__DATA SECTION__:
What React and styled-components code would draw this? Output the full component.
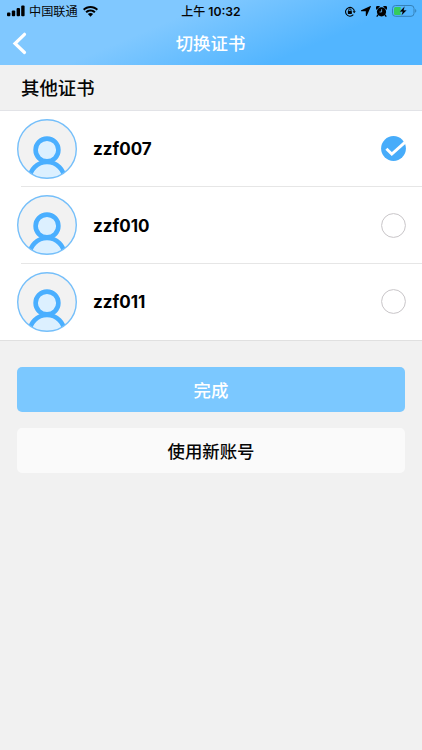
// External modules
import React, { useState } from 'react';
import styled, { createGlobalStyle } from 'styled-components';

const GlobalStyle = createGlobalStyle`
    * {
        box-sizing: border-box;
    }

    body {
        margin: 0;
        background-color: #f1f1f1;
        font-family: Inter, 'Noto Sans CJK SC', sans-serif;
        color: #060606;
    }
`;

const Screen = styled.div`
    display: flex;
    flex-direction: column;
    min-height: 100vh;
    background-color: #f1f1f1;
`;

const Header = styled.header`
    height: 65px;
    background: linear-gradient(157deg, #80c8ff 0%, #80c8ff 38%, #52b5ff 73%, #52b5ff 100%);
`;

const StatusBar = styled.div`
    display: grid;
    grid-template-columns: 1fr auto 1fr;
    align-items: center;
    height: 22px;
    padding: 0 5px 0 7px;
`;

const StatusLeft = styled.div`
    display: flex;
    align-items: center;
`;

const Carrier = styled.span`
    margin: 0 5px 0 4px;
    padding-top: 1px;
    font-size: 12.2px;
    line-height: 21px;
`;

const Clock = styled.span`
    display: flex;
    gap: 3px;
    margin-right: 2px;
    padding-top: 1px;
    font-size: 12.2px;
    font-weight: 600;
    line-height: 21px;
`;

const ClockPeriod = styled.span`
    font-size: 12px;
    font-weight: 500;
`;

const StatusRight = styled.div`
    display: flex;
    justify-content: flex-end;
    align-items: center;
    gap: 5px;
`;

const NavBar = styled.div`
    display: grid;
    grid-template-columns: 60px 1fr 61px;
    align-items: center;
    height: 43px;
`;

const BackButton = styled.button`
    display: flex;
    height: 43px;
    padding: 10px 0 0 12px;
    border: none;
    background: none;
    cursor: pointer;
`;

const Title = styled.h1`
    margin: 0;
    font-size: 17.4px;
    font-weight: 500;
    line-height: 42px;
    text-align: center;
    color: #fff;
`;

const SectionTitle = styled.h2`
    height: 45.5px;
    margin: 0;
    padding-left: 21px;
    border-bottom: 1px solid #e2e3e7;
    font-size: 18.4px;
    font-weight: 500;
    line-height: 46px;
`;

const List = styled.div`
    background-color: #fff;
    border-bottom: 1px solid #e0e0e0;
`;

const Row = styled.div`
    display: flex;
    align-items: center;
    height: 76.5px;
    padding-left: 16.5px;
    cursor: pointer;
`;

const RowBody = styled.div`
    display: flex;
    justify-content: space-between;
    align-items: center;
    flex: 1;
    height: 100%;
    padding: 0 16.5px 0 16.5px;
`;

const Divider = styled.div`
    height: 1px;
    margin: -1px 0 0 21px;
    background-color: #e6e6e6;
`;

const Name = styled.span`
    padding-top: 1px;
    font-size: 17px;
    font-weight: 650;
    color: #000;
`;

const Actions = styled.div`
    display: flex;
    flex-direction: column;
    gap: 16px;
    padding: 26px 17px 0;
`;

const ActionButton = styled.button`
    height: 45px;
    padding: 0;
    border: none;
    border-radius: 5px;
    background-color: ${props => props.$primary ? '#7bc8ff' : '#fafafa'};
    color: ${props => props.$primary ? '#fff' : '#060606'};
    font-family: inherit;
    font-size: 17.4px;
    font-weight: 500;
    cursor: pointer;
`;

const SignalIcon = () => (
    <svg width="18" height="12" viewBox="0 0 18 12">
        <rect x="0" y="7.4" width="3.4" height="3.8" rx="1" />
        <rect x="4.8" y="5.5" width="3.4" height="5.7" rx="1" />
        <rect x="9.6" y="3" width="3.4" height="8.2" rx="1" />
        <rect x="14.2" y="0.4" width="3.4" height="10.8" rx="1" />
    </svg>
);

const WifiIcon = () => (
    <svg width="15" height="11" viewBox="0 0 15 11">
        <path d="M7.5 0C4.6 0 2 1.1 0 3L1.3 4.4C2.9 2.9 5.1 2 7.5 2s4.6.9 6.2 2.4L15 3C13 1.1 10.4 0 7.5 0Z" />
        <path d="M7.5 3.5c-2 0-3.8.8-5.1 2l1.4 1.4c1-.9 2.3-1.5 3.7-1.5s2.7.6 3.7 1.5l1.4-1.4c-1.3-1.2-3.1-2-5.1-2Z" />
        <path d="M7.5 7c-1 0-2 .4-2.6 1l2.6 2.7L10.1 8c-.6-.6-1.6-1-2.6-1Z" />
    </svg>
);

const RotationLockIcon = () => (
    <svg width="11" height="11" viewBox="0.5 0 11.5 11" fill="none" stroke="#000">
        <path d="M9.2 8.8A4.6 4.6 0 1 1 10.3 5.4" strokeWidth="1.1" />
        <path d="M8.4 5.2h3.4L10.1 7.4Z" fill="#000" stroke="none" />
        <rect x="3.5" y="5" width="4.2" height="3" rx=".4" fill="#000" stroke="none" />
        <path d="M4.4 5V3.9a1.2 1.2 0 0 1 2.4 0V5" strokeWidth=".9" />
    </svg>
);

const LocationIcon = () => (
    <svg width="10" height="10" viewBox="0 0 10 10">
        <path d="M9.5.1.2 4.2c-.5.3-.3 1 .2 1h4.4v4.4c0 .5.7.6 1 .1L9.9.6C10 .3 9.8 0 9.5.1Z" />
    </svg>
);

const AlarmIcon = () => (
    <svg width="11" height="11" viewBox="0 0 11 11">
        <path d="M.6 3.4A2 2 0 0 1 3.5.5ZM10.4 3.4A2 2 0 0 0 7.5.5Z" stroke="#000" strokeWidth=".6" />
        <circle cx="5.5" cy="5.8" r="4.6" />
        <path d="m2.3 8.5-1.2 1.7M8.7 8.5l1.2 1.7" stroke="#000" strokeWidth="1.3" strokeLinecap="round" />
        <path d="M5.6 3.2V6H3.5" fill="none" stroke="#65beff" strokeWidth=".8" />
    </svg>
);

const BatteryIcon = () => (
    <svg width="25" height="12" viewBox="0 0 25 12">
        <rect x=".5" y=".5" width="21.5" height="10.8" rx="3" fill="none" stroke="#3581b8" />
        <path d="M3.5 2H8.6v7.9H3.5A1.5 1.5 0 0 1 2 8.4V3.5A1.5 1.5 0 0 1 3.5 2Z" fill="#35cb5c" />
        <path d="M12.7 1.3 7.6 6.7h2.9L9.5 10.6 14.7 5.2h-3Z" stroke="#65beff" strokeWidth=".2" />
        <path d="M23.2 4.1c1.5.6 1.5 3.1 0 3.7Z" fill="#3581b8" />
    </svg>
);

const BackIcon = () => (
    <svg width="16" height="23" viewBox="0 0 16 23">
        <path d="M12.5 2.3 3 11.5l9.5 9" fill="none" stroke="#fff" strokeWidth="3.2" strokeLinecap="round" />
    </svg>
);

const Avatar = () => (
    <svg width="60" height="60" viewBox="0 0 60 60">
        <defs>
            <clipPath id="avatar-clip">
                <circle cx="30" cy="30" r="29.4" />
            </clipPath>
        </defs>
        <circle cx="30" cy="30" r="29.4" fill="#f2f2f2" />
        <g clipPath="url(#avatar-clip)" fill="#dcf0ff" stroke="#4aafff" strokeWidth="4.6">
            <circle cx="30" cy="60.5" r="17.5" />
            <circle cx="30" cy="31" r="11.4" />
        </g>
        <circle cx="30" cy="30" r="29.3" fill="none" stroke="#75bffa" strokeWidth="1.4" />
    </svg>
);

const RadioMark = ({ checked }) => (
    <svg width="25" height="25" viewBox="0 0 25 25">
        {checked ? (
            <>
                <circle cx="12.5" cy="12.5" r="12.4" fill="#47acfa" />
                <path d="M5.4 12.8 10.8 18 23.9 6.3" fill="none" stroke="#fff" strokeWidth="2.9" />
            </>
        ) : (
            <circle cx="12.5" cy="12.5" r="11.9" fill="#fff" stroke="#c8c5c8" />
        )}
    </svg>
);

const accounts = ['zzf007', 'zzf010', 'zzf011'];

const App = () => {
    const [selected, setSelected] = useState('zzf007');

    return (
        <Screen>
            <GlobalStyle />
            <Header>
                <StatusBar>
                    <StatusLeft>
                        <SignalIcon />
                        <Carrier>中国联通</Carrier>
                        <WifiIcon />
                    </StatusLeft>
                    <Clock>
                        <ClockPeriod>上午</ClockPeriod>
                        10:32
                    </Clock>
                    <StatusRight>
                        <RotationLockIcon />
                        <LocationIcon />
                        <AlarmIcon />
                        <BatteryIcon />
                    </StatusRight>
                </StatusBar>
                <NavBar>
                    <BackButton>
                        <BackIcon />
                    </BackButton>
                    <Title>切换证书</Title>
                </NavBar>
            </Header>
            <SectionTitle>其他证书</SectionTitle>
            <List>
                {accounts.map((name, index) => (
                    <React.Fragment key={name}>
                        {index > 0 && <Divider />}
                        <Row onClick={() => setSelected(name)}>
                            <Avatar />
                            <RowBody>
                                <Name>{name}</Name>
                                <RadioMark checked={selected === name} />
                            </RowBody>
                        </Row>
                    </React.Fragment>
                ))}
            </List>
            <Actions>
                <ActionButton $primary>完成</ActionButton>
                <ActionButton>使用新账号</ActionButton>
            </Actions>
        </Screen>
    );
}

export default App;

__WHAT TO WORK ON__: What is the number of lines holding the word "React"? State it alone.

__ANSWER TO THIS EXERCISE__: 4